#SummerReads #5: Teaching My Mother To Give Birth by Warsan Shire

This summer, my goal is to read ten poetry collections. Click on the summerreading2015 tag to chart my progress.

warsanshireteachingI can’t remember how I came across Warsan Shire, but whatever person, website, or blog caused her name to cross my eyes deserves a plate of chocolate chip cookies.

Shire is a Kenyan-born Somali-British poet with a sharp pen.

In Teaching My Mother to Give Birth, her voice dances between repulsion and reverence for her subject matter, which is often the body. Her own, yes, but also those of her relatives.

I love that the body is inseparable from the places it inhabits. Each person is rooted in the context of place and the way that place has accumulated meaning to the subject and the poet (who don’t always have the same viewpoint or opinion, something Shire never shies away from).

In my favorite poem from the collection, the reverence/repulsion dynamic is hard at work.


My older sister soaps between her legs, her hair
a prayer of curls. When she was my age, she stole
the neighbor’s husband, burnt his name into her skin.
For weeks she smelt of cheap perfume and dying flesh.

It’s 4 a.m. and she winks at me, bending over the sink,
her small breasts bruised from sucking.
She smiles, pops her gum before saying
boys are haram*, don’t ever forget that.

Some nights I hear her in her room screaming.
We play Surah Al-Baqarah* to down her out.
Anything that leaves her mouth sounds like sex.
Our mother has banned her from saying God’s name.

*haram = legally forbidden by Islamic law
surah al-baqarah = chapter in the koran used to ward off evil

The narrator describes her sister’s pubic hair as “a prayer of curls” but “anything that leaves her mouth sounds like sex.” This puts a delightful spin on things, as one might expect the sister’s mouth–something almost never covered up–to be pure and her genitals–something almost always covered up–to be described as dirty or unpure.
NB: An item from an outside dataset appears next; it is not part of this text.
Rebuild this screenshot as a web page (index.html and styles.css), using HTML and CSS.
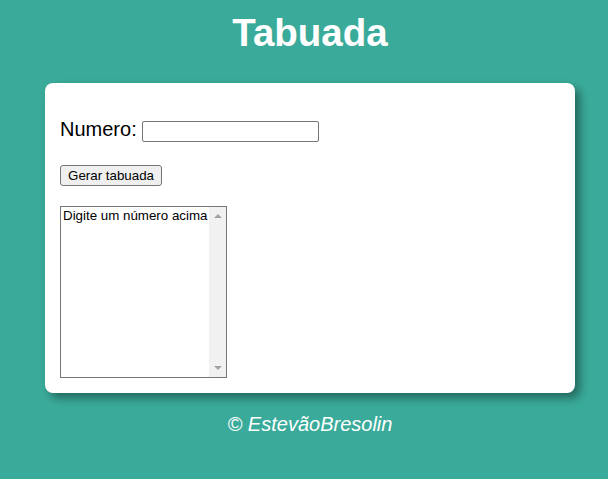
FILE: index.html
```html
<!DOCTYPE html>
<html lang="pt-BR">
<head>
<meta charset="utf-8">
<title>Tabuada</title>
<link rel="stylesheet" href="styles.css">
</head>
<body>
<div class="page">
  <h1 class="title">Tabuada</h1>
  <main class="card">
    <div class="row-number">
      <label class="label" for="num">Numero:</label>
      <input class="num-input" type="text" id="num">
    </div>
    <div class="row-button">
      <button class="btn" type="button">Gerar tabuada</button>
    </div>
    <div class="result" role="listbox">
      <div class="result-items">
        <div class="result-option" role="option">Digite um número acima</div>
      </div>
      <div class="scrollbar">
        <span class="arrow arrow-up"></span>
        <span class="arrow arrow-down"></span>
      </div>
    </div>
  </main>
  <footer class="footer">© EstevãoBresolin</footer>
</div>
</body>
</html>
```
FILE: styles.css
```css
html, body {
  margin: 0;
  padding: 0;
}
body {
  background: #3aab9a;
  font-family: "Liberation Sans", Arial, sans-serif;
  height: 479px;
  overflow: hidden;
}
.page {
  padding-left: 12px;
  display: flex;
  flex-direction: column;
  align-items: center;
}
.title {
  margin: 11px 0 0;
  font-size: 38.5px;
  font-weight: bold;
  color: #ffffff;
  line-height: 43px;
}
.card {
  margin-top: 29px;
  width: 500px;
  padding: 15px 15px 15px;
  background: #ffffff;
  border-radius: 8px;
  box-shadow: 5px 5px 10px rgba(0, 0, 0, 0.4);
}
.row-number {
  margin-top: 20px;
  display: flex;
  align-items: baseline;
  gap: 5px;
  height: 23px;
}
.label {
  font-size: 20px;
  color: #000;
}
.num-input {
  box-sizing: border-box;
  width: 177px;
  height: 21px;
  border: 1px solid #767676;
  border-radius: 2px;
  padding: 1px 2px;
  font: 13.33px "Liberation Sans", Arial, sans-serif;
  margin: 0;
}
.row-button {
  margin-top: 24px;
  display: flex;
}
.btn {
  box-sizing: border-box;
  width: 102px;
  height: 21px;
  margin: 0;
  padding: 1px 6px;
  font: 13.33px "Liberation Sans", Arial, sans-serif;
  color: #000;
  background: #efefef;
  border: 1px solid #767676;
  border-radius: 3px;
}
.result {
  display: flex;
  box-sizing: border-box;
  margin-top: 20px;
  width: 167px;
  height: 172px;
  border: 1px solid #767676;
  background: #fff;
}
.result-items {
  flex: 1;
  min-width: 0;
  overflow: hidden;
}
.result-option {
  padding: 1px 0 0 2px;
  font: 13.33px "Liberation Sans", Arial, sans-serif;
  color: #000;
  white-space: nowrap;
  line-height: 15px;
}
.scrollbar {
  width: 17px;
  flex: none;
  background: #f1f1f1;
  display: flex;
  flex-direction: column;
  justify-content: space-between;
  align-items: center;
  padding: 7px 0 7px;
}
.arrow {
  width: 0;
  height: 0;
  border-left: 4px solid transparent;
  border-right: 4px solid transparent;
}
.arrow-up {
  border-bottom: 4px solid #a3a3a3;
}
.arrow-down {
  border-top: 4px solid #a3a3a3;
}
.footer {
  margin-top: 20px;
  font-size: 20px;
  font-style: italic;
  color: #ffffff;
  line-height: 23px;
}
```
But instead of going for the easy cliche, Shire dives into the narrator’s deeply conflicted view on sex and sexuality. She is repulsed by it, by fascinated by the effects it has on her sister’s body. Even though sex is clearly forbidden in the poem, the speaker has replaced the most holy word, God’s name, with the noises associated with sex, elevating sex to holiness.

The rest of this collection is just as strong, with images that evoke all five senses and get at the primal heart of our nature.

Even if your local library has a copy of this collection, it’s worth buying.


What do you think?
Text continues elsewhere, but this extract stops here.